In short, it's all horribly wrong, vague, mis-typed, mis-spelled, inconsistent rubbish …and is therefore frankly not worth fetching in the first place.

To be fair, abcde does offer you a chance to edit the metadata: but in a command-line text editor which (by default is vi-based!), that's easier said than done. Even on a good day, in nano, you are asked to edit this sort of data:

#     340815
#
# Disc length: 4753
#
# Revision: 1
# Processed by: cddbd v1.5.2PL0 Copyright (c) Steve Scherf et al.
# Submitted via: fre:ac v1.0.17
#
DISCID=33128f15
DTITLE=Various Artists / Walton & Vaughan Williams
DYEAR=2002
DGENRE=Classical
TTITLE0=Thus Spake Isaiah
TTITLE1=If I Forget Thee, O Jerusalem
TTITLE2=Babylon Was A Great City
TTITLE3=Praise Ye

Is it obvious from that lot that something labelled DTITLE is likely to become both the 'album name' and the artist? Where do you set 'Composer', for example? Again, not obvious. So, editing that which has been fetched from the Internet is not something that's trivially done, even when the ripping program gives you an opportunity to do it.

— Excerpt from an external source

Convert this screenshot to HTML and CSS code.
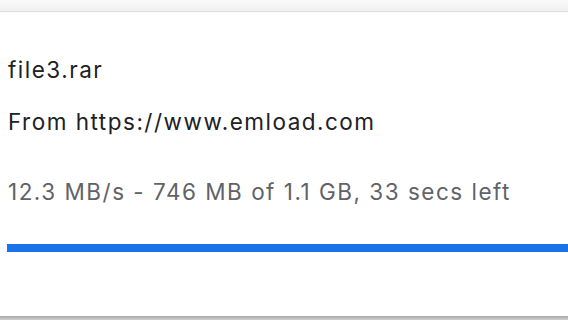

The short version is, therefore: I think it's better to start clean, have the ripper add bare-minimum metadata of your own choosing and afterwards use other, third-party, GUI tools to set everything else correctly.

6.0 What metadata do we get to set, then?

Quite a bit; in fact, nearly everything you would need to make sense of the music in most music player/managers, except for the track titles (which need setting after the rip, using whatever tagging software you prefer). We don't bother setting esoteric information like the recording engineer or the key of the work, though!

You are asked 5 questions about the work you're ripping:

  • It's name
  • Who wrote it
  • Who's conducting it
  • What genre it belongs to
  • What year it was recorded.

The 'who wrote it' answer is used to populate the Composer and Artist tags. The 'name' becomes the 'Album', along with the surname of the conductor you mention. Thus, War Requiem conducted by John Eliot Gardiner, becomes War Requiem (Gardiner). The conductor's name is also entered into the Comment tag, though it will need to be fleshed out later, using other tagging tools, with further details of the complete set of performers.

Track numbers are set automatically, though you are allowed to specify a 'track offset' by which physical track 1 (say) becomes labelled as ripped track 15 (or whatever other number you choose).

The question about genre is used to populate the “Genre” tag. It should be things like 'Concerto', 'Orchestral', 'Opera', 'Vocal' and so on -though, naturally, any free-form text is actually permitted.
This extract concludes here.